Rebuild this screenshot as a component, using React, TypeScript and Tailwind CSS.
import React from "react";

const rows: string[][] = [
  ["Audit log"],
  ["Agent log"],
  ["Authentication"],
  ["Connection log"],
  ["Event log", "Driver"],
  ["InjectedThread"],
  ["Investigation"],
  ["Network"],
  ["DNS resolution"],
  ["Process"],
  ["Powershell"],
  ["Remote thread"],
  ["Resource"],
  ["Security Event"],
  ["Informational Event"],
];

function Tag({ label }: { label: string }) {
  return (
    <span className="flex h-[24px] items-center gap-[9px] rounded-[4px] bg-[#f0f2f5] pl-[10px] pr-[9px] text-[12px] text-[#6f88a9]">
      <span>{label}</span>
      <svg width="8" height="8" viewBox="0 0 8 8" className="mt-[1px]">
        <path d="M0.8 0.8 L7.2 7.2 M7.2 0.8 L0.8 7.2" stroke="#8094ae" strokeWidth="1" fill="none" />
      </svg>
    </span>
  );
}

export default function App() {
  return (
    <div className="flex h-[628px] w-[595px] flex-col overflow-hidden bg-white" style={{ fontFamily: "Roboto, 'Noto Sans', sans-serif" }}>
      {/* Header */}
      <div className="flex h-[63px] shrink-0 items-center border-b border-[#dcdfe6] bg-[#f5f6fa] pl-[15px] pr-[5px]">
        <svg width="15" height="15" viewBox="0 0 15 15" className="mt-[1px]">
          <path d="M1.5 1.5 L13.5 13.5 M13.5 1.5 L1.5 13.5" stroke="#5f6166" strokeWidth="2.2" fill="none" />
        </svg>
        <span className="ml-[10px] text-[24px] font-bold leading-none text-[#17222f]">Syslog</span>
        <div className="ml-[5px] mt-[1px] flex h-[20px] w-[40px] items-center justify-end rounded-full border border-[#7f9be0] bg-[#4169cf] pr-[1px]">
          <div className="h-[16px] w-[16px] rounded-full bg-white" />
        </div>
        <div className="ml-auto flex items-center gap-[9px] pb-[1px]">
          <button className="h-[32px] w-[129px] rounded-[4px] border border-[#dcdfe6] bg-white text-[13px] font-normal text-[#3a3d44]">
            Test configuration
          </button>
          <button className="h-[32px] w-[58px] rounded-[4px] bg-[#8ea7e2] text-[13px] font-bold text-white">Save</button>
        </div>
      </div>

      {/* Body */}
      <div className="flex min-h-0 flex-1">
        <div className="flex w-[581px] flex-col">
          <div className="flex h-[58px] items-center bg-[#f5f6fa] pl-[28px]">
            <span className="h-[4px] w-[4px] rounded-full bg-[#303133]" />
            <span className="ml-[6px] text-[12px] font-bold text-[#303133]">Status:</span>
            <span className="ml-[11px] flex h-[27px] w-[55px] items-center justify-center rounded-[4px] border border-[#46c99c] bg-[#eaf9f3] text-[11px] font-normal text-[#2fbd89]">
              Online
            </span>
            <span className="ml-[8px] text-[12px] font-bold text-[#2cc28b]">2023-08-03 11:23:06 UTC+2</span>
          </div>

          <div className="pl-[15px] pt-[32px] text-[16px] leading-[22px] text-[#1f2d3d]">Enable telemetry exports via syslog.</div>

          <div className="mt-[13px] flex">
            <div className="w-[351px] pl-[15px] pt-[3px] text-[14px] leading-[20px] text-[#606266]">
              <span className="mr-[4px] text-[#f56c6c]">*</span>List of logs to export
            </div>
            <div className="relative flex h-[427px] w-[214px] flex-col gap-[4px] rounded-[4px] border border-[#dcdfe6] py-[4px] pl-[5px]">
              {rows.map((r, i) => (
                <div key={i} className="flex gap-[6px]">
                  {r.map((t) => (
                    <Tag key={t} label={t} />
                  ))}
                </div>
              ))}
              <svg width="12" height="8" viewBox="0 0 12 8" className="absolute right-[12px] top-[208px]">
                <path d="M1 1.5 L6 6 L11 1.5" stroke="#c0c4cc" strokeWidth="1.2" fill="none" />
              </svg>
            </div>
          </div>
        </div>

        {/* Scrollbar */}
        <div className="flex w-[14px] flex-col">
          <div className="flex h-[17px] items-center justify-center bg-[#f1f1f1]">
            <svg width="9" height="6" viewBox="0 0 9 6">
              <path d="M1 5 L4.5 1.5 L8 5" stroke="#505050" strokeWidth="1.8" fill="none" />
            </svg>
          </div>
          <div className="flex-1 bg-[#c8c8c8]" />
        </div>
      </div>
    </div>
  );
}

+--

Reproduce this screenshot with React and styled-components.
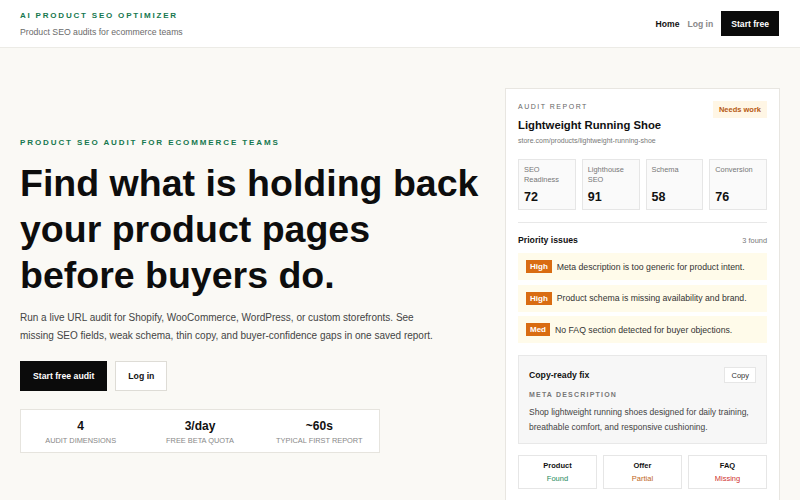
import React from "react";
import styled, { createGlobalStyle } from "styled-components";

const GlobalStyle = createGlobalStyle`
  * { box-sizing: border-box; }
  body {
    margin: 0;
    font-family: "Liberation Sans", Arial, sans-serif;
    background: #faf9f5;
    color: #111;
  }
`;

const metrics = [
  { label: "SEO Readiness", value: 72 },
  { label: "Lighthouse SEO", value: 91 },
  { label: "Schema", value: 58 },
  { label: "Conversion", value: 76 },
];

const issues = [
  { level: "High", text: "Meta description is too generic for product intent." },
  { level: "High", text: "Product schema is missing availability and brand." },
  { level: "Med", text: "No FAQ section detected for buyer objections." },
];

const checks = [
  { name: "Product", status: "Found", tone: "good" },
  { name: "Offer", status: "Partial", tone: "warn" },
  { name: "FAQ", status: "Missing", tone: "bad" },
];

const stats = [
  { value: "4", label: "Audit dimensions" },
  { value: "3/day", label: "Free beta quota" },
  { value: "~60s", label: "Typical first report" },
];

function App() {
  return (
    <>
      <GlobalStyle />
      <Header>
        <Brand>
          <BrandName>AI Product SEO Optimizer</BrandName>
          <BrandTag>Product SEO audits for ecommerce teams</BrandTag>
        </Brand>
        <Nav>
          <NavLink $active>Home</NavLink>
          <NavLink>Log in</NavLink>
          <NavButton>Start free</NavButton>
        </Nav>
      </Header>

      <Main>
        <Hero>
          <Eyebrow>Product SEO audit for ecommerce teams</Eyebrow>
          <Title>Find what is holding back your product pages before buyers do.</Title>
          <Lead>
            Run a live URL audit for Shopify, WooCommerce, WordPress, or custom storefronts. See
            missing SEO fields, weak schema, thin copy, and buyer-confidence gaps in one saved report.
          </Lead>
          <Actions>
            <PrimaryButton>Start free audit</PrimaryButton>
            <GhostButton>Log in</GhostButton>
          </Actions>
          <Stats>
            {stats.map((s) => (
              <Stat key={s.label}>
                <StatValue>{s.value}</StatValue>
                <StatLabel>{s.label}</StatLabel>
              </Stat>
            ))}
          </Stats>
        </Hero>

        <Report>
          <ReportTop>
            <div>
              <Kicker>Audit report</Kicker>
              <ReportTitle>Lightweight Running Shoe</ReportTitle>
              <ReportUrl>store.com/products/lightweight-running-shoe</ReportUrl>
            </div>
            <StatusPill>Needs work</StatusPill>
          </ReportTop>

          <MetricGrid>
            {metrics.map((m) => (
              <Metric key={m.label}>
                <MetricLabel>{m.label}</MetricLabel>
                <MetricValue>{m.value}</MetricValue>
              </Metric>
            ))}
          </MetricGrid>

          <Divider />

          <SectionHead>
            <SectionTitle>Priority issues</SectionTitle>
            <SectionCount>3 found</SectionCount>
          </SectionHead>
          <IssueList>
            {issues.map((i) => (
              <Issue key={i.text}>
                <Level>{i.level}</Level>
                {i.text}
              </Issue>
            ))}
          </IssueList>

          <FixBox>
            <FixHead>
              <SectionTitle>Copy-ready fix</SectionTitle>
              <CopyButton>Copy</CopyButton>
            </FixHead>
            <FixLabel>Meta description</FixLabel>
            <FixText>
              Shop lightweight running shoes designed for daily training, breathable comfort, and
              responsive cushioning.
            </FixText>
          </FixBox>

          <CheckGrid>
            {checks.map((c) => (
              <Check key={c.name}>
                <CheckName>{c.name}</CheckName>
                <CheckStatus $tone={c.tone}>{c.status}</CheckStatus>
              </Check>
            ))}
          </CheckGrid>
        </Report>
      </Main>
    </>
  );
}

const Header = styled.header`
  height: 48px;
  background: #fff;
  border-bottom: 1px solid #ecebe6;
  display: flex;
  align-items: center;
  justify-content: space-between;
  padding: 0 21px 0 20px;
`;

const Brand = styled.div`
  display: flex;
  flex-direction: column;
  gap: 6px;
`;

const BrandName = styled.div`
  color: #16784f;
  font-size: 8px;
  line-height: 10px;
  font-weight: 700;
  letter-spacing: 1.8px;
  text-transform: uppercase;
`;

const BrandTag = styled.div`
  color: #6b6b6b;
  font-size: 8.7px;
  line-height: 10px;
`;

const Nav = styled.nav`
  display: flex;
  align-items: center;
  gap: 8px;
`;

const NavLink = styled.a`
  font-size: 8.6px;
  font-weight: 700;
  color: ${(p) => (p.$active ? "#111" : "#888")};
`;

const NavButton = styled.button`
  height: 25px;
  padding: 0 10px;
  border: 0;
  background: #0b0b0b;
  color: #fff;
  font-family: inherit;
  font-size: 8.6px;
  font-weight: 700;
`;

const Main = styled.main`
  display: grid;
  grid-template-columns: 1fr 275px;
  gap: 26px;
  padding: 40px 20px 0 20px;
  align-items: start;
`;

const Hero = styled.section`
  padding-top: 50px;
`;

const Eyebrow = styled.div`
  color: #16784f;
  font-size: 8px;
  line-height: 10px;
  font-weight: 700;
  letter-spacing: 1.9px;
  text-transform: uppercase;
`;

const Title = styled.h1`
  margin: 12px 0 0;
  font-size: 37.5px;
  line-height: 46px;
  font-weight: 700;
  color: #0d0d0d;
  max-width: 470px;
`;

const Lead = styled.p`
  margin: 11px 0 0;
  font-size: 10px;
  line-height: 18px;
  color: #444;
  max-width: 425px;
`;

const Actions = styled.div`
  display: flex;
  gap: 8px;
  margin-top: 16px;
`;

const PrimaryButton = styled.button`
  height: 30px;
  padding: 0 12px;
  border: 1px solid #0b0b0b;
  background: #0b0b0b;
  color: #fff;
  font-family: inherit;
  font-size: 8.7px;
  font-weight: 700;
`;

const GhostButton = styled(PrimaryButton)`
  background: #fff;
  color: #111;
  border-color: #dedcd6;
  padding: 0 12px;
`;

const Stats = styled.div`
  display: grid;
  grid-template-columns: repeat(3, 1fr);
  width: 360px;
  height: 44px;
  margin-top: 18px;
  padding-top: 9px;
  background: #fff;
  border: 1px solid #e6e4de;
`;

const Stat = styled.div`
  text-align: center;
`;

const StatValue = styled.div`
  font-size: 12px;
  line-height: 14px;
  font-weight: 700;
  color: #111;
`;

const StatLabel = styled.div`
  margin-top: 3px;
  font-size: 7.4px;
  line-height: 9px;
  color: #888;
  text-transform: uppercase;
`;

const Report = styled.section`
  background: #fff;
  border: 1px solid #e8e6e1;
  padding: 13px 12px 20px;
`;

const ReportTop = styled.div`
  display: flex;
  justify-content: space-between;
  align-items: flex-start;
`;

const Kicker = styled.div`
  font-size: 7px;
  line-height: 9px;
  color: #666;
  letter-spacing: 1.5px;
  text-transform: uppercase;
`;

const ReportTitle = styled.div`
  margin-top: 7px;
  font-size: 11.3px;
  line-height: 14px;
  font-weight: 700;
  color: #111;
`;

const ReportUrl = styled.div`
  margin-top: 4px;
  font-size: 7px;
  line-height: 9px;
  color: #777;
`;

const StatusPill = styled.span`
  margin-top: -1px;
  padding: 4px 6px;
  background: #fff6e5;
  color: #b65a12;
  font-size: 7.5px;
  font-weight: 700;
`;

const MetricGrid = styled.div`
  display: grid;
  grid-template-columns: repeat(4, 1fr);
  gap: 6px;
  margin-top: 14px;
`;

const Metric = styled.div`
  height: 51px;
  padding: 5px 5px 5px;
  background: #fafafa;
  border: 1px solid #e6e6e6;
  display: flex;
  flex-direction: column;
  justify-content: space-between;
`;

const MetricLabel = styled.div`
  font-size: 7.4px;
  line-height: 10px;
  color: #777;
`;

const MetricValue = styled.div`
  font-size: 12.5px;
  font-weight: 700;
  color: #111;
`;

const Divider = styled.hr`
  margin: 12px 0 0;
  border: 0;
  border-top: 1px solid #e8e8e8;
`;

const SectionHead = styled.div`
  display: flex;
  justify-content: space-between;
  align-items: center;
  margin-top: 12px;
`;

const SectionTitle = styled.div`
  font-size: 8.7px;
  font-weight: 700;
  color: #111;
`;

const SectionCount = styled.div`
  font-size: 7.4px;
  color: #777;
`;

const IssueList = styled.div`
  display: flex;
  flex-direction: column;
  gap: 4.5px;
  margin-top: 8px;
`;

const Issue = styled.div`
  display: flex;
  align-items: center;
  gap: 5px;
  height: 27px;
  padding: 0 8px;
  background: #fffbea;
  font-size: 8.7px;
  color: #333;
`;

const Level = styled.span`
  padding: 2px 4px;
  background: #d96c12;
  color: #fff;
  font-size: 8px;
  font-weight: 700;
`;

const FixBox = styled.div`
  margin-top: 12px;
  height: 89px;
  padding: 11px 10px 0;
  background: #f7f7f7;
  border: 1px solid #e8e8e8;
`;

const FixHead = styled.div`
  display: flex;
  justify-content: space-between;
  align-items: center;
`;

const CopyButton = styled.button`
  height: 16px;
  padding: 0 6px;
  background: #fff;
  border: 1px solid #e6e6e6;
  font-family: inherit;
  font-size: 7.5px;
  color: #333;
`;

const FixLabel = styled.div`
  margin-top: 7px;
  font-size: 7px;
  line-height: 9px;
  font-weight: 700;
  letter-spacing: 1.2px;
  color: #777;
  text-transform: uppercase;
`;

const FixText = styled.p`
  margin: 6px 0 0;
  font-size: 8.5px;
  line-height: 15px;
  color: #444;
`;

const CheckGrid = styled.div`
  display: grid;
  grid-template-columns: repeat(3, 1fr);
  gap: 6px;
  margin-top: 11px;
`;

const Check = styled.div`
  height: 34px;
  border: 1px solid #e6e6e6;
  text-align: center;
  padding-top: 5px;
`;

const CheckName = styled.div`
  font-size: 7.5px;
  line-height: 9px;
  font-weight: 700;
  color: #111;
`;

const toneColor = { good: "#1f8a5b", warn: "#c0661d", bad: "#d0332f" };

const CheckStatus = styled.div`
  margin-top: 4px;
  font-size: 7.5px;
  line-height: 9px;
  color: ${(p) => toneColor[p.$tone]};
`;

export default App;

+--

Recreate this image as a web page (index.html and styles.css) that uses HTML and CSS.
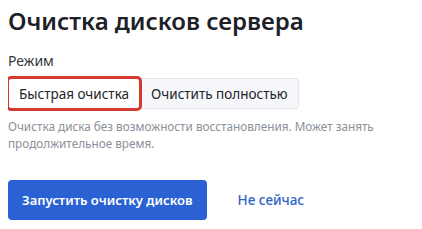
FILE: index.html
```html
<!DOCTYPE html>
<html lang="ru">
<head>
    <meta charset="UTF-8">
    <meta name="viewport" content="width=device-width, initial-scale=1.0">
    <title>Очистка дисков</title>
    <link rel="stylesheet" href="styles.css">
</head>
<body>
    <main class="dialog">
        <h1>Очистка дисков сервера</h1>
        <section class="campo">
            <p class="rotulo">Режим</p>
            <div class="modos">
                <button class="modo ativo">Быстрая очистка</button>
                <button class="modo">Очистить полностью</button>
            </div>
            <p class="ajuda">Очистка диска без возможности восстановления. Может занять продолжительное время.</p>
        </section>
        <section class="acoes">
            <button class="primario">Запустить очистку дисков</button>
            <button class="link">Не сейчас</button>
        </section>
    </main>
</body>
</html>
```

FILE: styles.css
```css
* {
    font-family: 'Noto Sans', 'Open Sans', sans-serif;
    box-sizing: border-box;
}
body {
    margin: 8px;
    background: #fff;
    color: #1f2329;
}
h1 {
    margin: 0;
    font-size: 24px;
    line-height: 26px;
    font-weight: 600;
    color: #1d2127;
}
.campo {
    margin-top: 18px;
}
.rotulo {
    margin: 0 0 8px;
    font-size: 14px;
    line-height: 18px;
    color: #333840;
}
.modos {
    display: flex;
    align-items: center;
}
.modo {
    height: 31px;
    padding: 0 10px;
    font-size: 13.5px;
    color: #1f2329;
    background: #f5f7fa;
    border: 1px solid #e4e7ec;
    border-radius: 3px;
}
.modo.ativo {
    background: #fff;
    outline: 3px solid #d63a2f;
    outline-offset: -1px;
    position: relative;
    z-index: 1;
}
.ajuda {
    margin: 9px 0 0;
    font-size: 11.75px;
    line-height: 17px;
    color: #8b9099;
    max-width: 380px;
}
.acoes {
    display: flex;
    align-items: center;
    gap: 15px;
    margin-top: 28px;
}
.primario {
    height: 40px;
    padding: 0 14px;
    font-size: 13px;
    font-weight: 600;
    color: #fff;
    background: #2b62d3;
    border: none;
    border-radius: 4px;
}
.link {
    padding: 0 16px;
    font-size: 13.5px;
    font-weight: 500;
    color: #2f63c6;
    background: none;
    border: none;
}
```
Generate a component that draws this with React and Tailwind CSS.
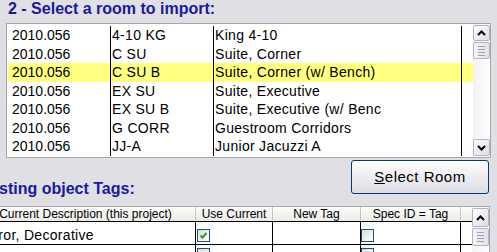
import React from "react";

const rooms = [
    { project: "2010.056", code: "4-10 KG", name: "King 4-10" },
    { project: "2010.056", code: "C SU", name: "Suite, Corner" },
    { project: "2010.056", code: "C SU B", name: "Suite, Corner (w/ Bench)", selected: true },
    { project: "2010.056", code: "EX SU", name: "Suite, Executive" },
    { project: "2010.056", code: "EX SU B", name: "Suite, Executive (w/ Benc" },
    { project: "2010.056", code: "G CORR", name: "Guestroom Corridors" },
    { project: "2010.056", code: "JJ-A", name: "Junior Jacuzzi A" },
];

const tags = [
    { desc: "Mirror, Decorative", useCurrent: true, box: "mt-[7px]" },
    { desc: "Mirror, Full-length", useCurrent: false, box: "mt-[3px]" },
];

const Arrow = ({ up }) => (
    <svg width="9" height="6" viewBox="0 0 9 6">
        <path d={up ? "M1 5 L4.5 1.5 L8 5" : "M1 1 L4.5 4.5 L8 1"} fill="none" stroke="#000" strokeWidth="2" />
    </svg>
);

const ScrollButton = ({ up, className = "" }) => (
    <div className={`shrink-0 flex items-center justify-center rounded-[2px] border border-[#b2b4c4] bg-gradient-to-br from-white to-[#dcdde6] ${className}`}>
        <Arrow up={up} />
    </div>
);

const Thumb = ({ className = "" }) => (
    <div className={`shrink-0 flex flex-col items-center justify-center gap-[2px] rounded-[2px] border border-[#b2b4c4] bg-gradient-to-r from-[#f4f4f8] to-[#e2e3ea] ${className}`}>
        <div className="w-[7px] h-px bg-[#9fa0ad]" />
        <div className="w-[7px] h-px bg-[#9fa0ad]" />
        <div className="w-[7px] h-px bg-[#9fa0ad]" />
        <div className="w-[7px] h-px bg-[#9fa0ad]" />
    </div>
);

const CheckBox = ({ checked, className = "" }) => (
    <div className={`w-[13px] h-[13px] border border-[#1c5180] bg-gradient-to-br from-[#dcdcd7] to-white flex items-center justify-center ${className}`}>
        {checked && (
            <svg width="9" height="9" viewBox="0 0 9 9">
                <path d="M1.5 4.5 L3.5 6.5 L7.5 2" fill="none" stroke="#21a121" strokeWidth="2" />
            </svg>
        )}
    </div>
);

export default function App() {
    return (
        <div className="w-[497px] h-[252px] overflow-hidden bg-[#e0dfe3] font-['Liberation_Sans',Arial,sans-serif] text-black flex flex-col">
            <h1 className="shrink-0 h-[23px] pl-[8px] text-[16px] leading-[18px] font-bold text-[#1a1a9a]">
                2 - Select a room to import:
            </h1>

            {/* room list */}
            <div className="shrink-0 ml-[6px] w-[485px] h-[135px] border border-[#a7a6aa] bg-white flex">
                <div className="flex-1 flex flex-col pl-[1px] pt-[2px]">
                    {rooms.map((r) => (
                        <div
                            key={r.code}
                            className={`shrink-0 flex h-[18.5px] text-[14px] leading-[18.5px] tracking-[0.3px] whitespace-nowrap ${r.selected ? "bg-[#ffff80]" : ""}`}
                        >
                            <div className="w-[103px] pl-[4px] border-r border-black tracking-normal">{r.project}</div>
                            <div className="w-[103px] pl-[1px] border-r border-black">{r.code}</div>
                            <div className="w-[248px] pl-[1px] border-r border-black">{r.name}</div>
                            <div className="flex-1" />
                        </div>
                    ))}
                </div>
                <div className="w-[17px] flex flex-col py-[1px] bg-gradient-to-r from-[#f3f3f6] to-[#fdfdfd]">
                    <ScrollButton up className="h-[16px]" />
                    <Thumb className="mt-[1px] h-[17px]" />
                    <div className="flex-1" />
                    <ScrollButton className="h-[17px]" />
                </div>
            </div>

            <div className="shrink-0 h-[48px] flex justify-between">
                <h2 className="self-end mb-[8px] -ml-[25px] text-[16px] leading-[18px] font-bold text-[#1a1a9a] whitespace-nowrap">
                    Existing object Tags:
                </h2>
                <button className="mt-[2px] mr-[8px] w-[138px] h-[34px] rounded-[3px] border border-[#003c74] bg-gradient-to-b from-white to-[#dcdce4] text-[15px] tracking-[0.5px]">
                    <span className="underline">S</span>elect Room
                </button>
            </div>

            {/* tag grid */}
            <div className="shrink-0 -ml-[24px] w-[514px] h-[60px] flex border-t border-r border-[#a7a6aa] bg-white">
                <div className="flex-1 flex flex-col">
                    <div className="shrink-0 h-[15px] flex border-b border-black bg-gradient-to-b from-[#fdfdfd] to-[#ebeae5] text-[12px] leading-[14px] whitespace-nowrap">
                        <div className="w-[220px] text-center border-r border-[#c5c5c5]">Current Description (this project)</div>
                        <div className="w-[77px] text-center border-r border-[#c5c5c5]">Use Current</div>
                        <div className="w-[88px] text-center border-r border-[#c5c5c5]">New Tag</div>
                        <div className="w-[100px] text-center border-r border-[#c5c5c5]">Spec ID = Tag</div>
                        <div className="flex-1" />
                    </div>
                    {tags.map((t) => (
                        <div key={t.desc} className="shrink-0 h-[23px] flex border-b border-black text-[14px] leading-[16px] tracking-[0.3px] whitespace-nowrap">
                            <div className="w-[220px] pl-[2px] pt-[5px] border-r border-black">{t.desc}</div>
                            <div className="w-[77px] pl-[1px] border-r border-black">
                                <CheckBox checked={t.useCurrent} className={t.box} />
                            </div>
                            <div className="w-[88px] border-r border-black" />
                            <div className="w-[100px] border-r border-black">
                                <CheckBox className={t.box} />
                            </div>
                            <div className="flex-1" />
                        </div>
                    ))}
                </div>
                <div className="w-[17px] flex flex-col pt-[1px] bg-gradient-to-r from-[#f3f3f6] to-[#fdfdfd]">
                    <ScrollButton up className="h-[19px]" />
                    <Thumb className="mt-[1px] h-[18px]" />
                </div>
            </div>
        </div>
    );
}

+--

• [Task details]:
Extract all lines that hold the word "components".

• [Response to the task]:
Reproduce this screenshot with React and styled-components.
import styled, { createGlobalStyle } from "styled-components";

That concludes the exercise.